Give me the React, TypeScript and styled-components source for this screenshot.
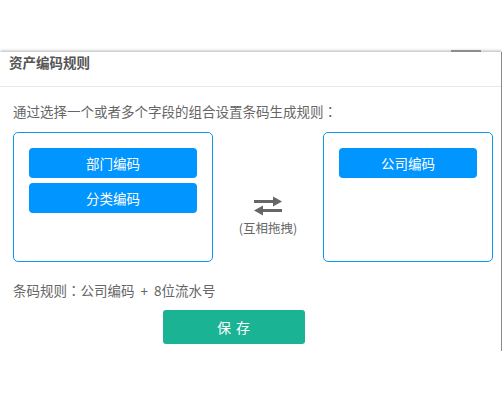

==

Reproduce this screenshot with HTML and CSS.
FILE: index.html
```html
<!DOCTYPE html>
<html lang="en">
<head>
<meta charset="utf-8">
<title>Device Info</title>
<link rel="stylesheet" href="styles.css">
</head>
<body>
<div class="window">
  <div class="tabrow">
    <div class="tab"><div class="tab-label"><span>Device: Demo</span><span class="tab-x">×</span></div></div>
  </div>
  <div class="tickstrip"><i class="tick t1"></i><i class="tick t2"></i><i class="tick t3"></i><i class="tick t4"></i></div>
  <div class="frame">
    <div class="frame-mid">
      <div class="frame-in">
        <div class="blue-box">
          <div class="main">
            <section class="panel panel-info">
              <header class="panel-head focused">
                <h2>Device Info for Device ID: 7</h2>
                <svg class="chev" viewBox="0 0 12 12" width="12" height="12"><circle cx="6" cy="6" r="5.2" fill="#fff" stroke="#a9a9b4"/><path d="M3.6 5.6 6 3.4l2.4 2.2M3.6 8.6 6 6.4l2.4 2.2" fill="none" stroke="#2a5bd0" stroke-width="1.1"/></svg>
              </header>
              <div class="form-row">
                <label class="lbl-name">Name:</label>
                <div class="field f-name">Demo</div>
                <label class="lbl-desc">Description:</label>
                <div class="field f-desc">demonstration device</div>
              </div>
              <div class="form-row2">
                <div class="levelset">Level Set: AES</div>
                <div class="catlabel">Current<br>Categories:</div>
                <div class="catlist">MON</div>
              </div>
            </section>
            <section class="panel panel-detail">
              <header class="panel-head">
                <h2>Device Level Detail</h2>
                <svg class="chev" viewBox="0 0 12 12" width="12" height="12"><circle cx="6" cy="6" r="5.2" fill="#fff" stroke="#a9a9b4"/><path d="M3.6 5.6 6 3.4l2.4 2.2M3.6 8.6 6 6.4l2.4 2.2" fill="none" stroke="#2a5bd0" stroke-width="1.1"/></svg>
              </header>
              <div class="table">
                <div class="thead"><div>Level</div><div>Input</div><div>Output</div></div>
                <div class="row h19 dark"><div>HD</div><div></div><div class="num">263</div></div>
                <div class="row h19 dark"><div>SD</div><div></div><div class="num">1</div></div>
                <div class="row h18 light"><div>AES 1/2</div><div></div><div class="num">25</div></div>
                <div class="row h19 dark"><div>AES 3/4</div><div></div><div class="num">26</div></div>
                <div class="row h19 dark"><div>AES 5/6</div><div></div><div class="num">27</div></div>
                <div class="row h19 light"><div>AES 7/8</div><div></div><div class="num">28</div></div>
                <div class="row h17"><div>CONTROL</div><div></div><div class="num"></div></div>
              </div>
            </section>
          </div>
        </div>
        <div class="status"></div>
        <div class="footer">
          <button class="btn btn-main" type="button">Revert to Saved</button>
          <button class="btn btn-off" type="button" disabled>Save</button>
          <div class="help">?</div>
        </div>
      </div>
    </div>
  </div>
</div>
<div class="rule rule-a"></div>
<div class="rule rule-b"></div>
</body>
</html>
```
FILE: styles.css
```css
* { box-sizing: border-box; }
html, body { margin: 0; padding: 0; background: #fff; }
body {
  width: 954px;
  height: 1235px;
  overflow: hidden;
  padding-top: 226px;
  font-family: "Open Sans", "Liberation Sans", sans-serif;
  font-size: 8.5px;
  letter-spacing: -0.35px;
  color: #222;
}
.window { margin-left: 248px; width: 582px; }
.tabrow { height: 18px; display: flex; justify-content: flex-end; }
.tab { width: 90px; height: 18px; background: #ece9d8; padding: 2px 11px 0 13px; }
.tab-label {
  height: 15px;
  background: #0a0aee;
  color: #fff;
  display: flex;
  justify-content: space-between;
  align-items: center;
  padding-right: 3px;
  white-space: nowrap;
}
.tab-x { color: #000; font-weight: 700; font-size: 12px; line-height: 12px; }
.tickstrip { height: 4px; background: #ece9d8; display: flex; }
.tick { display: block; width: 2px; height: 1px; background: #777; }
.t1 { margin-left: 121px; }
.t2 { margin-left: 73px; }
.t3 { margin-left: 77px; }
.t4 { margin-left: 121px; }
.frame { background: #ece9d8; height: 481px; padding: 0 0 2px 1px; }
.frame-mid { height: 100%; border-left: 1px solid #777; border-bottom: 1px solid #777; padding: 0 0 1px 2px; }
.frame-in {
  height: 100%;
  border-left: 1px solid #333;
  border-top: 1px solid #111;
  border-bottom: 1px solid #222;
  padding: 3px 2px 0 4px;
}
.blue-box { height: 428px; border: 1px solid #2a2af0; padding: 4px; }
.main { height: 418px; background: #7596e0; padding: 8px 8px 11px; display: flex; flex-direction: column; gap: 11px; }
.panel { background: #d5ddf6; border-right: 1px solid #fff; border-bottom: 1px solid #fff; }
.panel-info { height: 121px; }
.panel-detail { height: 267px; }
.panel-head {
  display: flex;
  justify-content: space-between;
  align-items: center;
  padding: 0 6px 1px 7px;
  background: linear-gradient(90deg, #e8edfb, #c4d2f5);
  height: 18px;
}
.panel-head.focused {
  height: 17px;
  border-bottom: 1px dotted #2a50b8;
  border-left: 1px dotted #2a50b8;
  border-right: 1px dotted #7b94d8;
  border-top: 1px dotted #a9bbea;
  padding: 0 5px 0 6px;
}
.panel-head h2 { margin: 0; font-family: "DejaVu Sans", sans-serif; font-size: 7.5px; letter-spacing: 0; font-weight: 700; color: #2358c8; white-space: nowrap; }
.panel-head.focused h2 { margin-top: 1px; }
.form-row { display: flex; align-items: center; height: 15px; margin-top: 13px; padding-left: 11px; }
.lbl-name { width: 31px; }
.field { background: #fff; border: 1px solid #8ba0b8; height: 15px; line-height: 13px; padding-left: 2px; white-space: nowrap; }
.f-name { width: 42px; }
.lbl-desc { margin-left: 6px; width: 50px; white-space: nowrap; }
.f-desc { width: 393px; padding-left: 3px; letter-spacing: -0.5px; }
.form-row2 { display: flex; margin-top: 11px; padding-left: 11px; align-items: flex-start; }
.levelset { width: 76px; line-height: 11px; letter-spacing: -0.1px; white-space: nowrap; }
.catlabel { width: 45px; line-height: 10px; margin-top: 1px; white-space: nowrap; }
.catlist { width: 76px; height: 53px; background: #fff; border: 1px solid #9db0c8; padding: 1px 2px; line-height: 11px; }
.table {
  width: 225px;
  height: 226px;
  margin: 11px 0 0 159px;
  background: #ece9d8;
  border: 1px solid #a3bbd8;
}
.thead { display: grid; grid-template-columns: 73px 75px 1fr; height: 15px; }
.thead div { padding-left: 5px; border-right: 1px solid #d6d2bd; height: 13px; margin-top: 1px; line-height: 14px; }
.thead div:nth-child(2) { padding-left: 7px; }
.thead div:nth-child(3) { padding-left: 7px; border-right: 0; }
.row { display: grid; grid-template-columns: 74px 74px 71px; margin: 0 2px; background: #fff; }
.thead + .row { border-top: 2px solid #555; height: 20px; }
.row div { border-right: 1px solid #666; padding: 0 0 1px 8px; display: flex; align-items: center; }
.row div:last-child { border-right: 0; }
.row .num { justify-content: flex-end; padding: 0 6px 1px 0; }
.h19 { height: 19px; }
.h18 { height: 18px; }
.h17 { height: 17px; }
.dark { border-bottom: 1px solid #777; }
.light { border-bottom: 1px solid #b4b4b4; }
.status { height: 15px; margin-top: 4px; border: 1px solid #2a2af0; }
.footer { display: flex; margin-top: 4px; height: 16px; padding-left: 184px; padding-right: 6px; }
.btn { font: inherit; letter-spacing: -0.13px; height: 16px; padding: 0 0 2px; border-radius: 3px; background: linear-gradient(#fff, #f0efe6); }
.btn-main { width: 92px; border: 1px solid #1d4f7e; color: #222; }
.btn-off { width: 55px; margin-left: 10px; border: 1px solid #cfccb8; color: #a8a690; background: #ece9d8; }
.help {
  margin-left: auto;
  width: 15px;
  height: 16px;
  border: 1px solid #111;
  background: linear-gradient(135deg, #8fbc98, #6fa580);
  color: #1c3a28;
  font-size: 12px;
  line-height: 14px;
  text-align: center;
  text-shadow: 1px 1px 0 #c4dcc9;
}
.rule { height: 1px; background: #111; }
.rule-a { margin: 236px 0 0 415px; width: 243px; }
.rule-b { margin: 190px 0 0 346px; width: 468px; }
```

What is being asked: Take each line of the material that contains the word "screenshot" and list it.

Exercise solution:
Give me the React, TypeScript and styled-components source for this screenshot.
Reproduce this screenshot with HTML and CSS.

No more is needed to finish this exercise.